Eze - miasto, w którym czas się zatrzymał

Pół godziny drogi od nowoczesnej i gwarnej Nicei na wysokiej skale znajduje się urocza historyczna miejscowość. Cała z kamienia.

Eze jest jednym z najpiękniejszych miast, jakie widziałam (równorzędne miejsce z Rovinj, a tuż za Wenecją). Kamienne budynki, uliczki... Nie można się nie zachwycić!

 HISTORIA

Eze zamieszkiwali już Fenicjanie (którzy czcili tu boginię Isis), następnie Rzymianie (Gdzie ich nie było?). Później właścicielami byli Maurowie, Francuzi czy Turcy. Na stałe miasto należy do Francji dopiero od 1860 r.


W XIV w. zbudowano tu zamek, który 4 wieki później Ludwik XVI kazał zniszczyć (pozostały tylko fragmenty). Rozebrano również cześć murów obronnych.
Na samym szczycie Eze znajduje się fragment oryginalnej zabudowy (zapewne cysterny na wodę). Co ciekawe, pod domami znajdują się piwnice, w których trzymano kozy, owce czy osły.  

TROCHĘ O ZWIEDZANIU

Najlepiej zaparkować na płatnym parkingu przy restauracji, bezpośrednio przed wejściem do miasteczka (mapa). Wstęp jest darmowy. 
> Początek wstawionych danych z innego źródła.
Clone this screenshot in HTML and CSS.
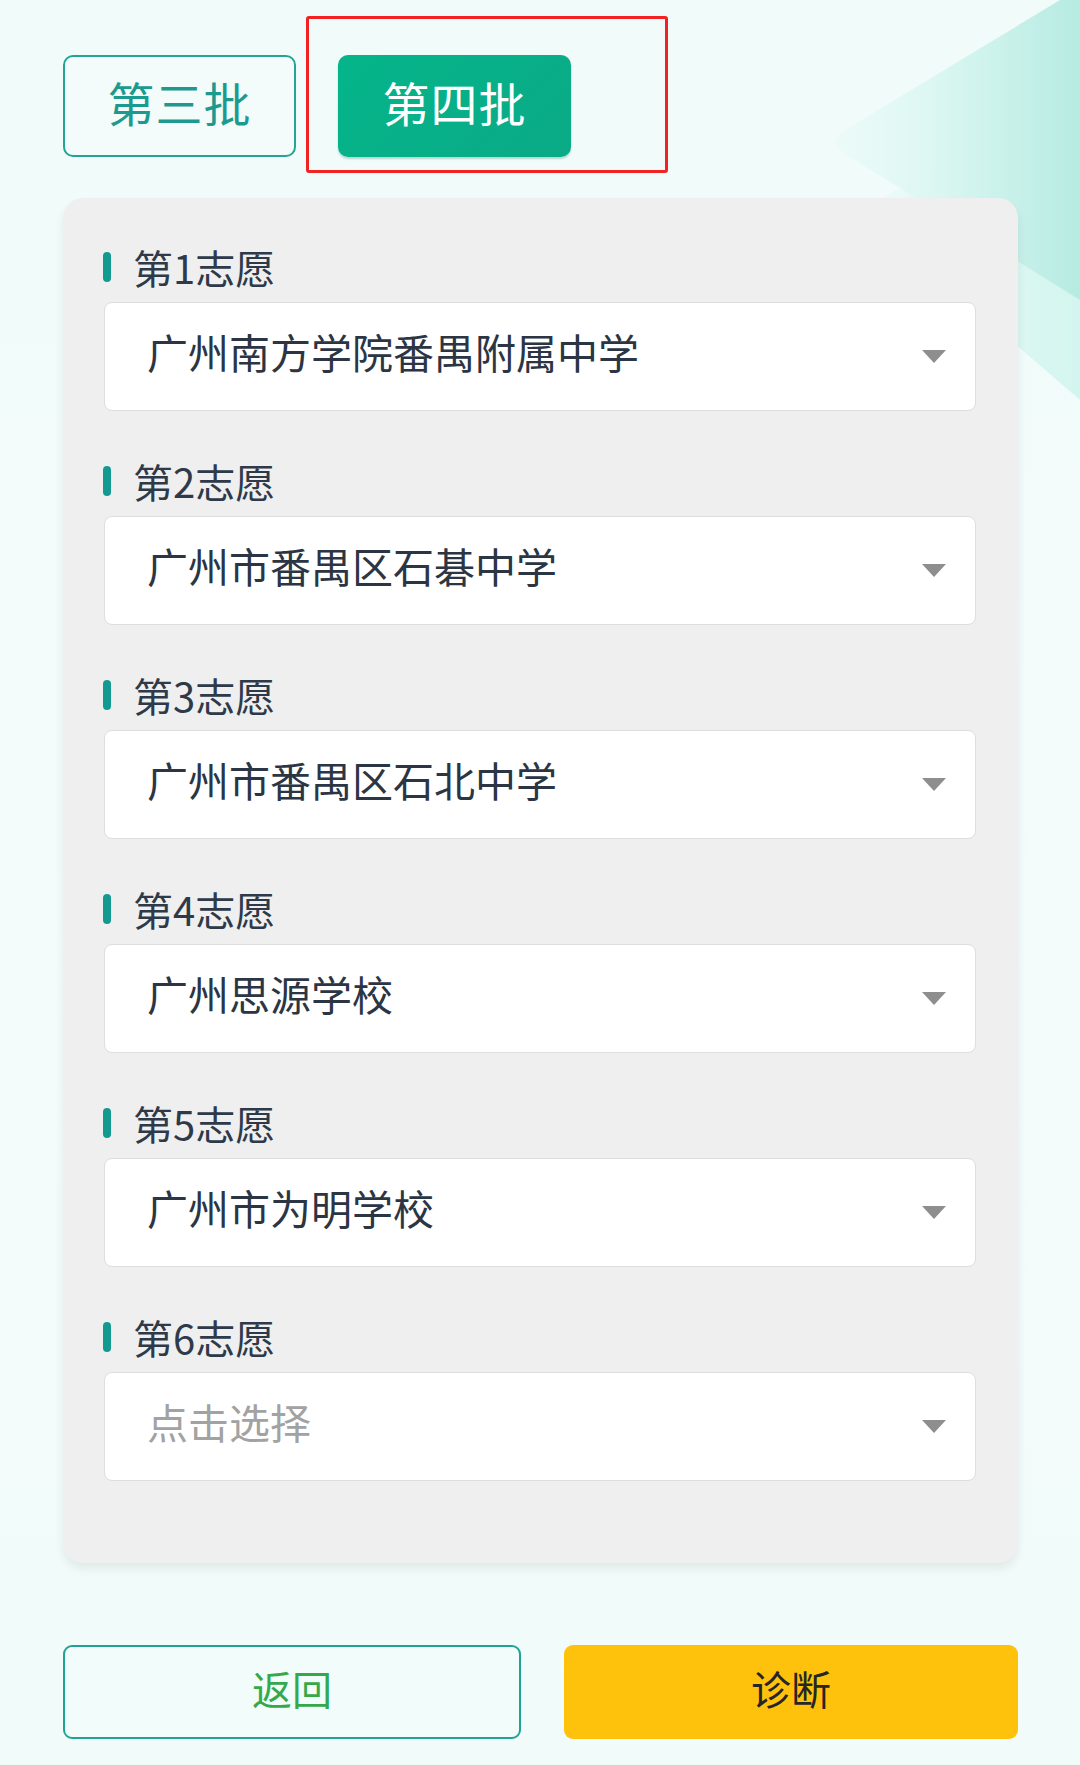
FILE: index.html
```html
<!DOCTYPE html>
<html lang="zh-CN">
<head>
<meta charset="utf-8">
<title>志愿填报</title>
<link rel="stylesheet" href="styles.css">
</head>
<body>
<div class="page">
  <svg class="deco" width="300" height="450" viewBox="780 0 300 450" aria-hidden="true">
    <defs>
      <linearGradient id="gA" x1="0" y1="0" x2="1" y2="0">
        <stop offset="0" stop-color="#e6faf6" stop-opacity="0.2"/>
        <stop offset="0.35" stop-color="#e0f8f4" stop-opacity="0.9"/>
        <stop offset="1" stop-color="#d4f5ef"/>
      </linearGradient>
      <linearGradient id="gB" x1="0" y1="0" x2="1" y2="0">
        <stop offset="0" stop-color="#e9faf7" stop-opacity="0.7"/>
        <stop offset="0.4" stop-color="#dcf7f2"/>
        <stop offset="1" stop-color="#b6ebe2"/>
      </linearGradient>
      <linearGradient id="gW" x1="0" y1="0" x2="1" y2="1">
        <stop offset="0" stop-color="#ffffff" stop-opacity="0"/>
        <stop offset="1" stop-color="#ffffff" stop-opacity="0.8"/>
      </linearGradient>
    </defs>
    <path d="M860 210 L1080 90 L1080 400 Z" fill="url(#gA)"/>
    <path d="M845 130 Q826 142 845 154 L1080 300 L1080 0 L1060 0 Z" fill="url(#gB)"/>
  </svg>

  <div class="tabs">
    <div class="tab">第三批</div>
    <div class="tab tab-active">第四批</div>
  </div>
  <div class="highlight"></div>

  <div class="card">
    <div class="field">
      <div class="label"><span class="bar"></span>第1志愿</div>
      <div class="select"><span class="value">广州南方学院番禺附属中学</span><span class="caret"></span></div>
    </div>
    <div class="field">
      <div class="label"><span class="bar"></span>第2志愿</div>
      <div class="select"><span class="value">广州市番禺区石碁中学</span><span class="caret"></span></div>
    </div>
    <div class="field">
      <div class="label"><span class="bar"></span>第3志愿</div>
      <div class="select"><span class="value">广州市番禺区石北中学</span><span class="caret"></span></div>
    </div>
    <div class="field">
      <div class="label"><span class="bar"></span>第4志愿</div>
      <div class="select"><span class="value">广州思源学校</span><span class="caret"></span></div>
    </div>
    <div class="field">
      <div class="label"><span class="bar"></span>第5志愿</div>
      <div class="select"><span class="value">广州市为明学校</span><span class="caret"></span></div>
    </div>
    <div class="field">
      <div class="label"><span class="bar"></span>第6志愿</div>
      <div class="select"><span class="value placeholder">点击选择</span><span class="caret"></span></div>
    </div>
  </div>

  <div class="actions">
    <div class="btn btn-back">返回</div>
    <div class="btn btn-diag">诊断</div>
  </div>
</div>
</body>
</html>
```

FILE: styles.css
```css
* { box-sizing: border-box; }
html, body {
  margin: 0;
  padding: 0;
}
body {
  width: 1080px;
  height: 1765px;
  background: linear-gradient(180deg, #f1fbfa 0%, #f3fcfb 60%, #f1fbfa 100%);
  font-family: "Noto Sans CJK SC", "Noto Sans", sans-serif;
  overflow: hidden;
}
.page {
  position: relative;
  width: 1080px;
  height: 1765px;
  padding: 55px 62px 0 63px;
}
.deco {
  position: absolute;
  top: 0;
  right: 0;
}
.tabs {
  position: relative;
  display: flex;
  gap: 42px;
  height: 102px;
}
.tab {
  width: 233px;
  height: 102px;
  border: 2px solid #23a596;
  border-radius: 10px;
  background: #f3fcfb;
  color: #1d9a8f;
  font-size: 47px;
  display: flex;
  align-items: center;
  justify-content: center;
  letter-spacing: 1px;
  padding-bottom: 9px;
}
.tab-active {
  border: none;
  background: linear-gradient(135deg, #05b58a 0%, #0aaa86 100%);
  color: #ffffff;
  box-shadow: 0 2px 2px rgba(0, 110, 80, 0.25);
}
.highlight {
  position: absolute;
  left: 306px;
  top: 16px;
  width: 362px;
  height: 157px;
  border: 3px solid #f22222;
  border-radius: 3px;
}
.card {
  position: relative;
  margin-top: 41px;
  width: 955px;
  height: 1365px;
  background: #efefef;
  border-radius: 20px;
  box-shadow: 0 6px 10px rgba(0, 0, 0, 0.07);
  padding: 44px 42px 82px 40px;
  display: flex;
  flex-direction: column;
  gap: 45px;
}
.field {
  display: flex;
  flex-direction: column;
  gap: 10px;
}
.label {
  height: 50px;
  display: flex;
  align-items: center;
  font-size: 40px;
  color: #2e3a4a;
}
.bar {
  width: 8px;
  height: 30px;
  border-radius: 4px;
  background: #129a90;
  margin-right: 22px;
}
.select {
  margin-left: 1px;
  height: 109px;
  background: #ffffff;
  border: 1.5px solid #dedede;
  border-radius: 8px;
  display: flex;
  align-items: center;
  justify-content: space-between;
  padding: 0 29px 0 42px;
}
.value {
  font-size: 41px;
  color: #2b3544;
  padding-bottom: 11px;
}
.placeholder {
  color: #a2a2a2;
}
.caret {
  width: 0;
  height: 0;
  border-left: 12px solid transparent;
  border-right: 12px solid transparent;
  border-top: 13px solid #8e8e8e;
}
.actions {
  margin-top: 82px;
  display: flex;
  gap: 43px;
  width: 955px;
}
.btn {
  flex: 1;
  height: 94px;
  border-radius: 9px;
  display: flex;
  align-items: center;
  justify-content: center;
  font-size: 40px;
  padding-bottom: 8px;
}
.btn-back {
  border: 2px solid #21a393;
  background: #f2fcfb;
  color: #35a94a;
}
.btn-diag {
  background: #ffc20c;
  color: #262626;
}
```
Ze wzgórza, na którym znajduje się zabytkowe Eze, rozpościera się piękny widok.


Do zwiedzania nie potrzeba żadnej mapy czy planu. Miasteczko jest maleńkie. Można je obejść w 20 minut. Nie rób jednak tego! Delektuj się każdym elementem! Tu naprawdę czuje się magię!



W większości domków znajdują się galerie, knajpki, sklepy z rękodziełem czy jubilerskie. Żadnej tandety. Wszystko zachowane jest w średniowiecznym klimacie. Są nawet pokoje hotelowe! Marzę o spędzeniu tam wakacji!



Uliczki w Eze prowadzą po schodach. Na samej górze znajduje się ogród egzotyczny. Niewielki, ale z pięknym widokiem. Podobno. My tam nie wchodziliśmy. Cena biletów (6 euro dorosły, dzieci do 12 lat za darmo) nas odstraszyły. Byliśmy w podobnym ogrodzie w Monako, więc na ten już szkoda nam było pieniędzy.


Jest tutaj także kościół Wniebowzięcia Najświętszej Marii Panny. Pochodzi z XVII w. Stojąc przed nim, widzi się najwyższy punkt Eze (ten z ogrodem).

 
Ale stąd też jest niezły widok.


Eze jest naprawdę magiczne. Jego klimatyczne uliczki sprawiają, że spacerując, przenosisz się do zupełnie innego czasu. Miejsce jest przepięknie odrestaurowane. Gdyby te kamienie mogły mówić... No cóż, teraz pewnie powiedziałyby: "Mamy dość tych selfików! Dajcie odpocząć!".
W okolicach Eze jest kilka punktów widokowych, ścieżka spacerowa Nietzschego oraz fajna plaża Plage Mala.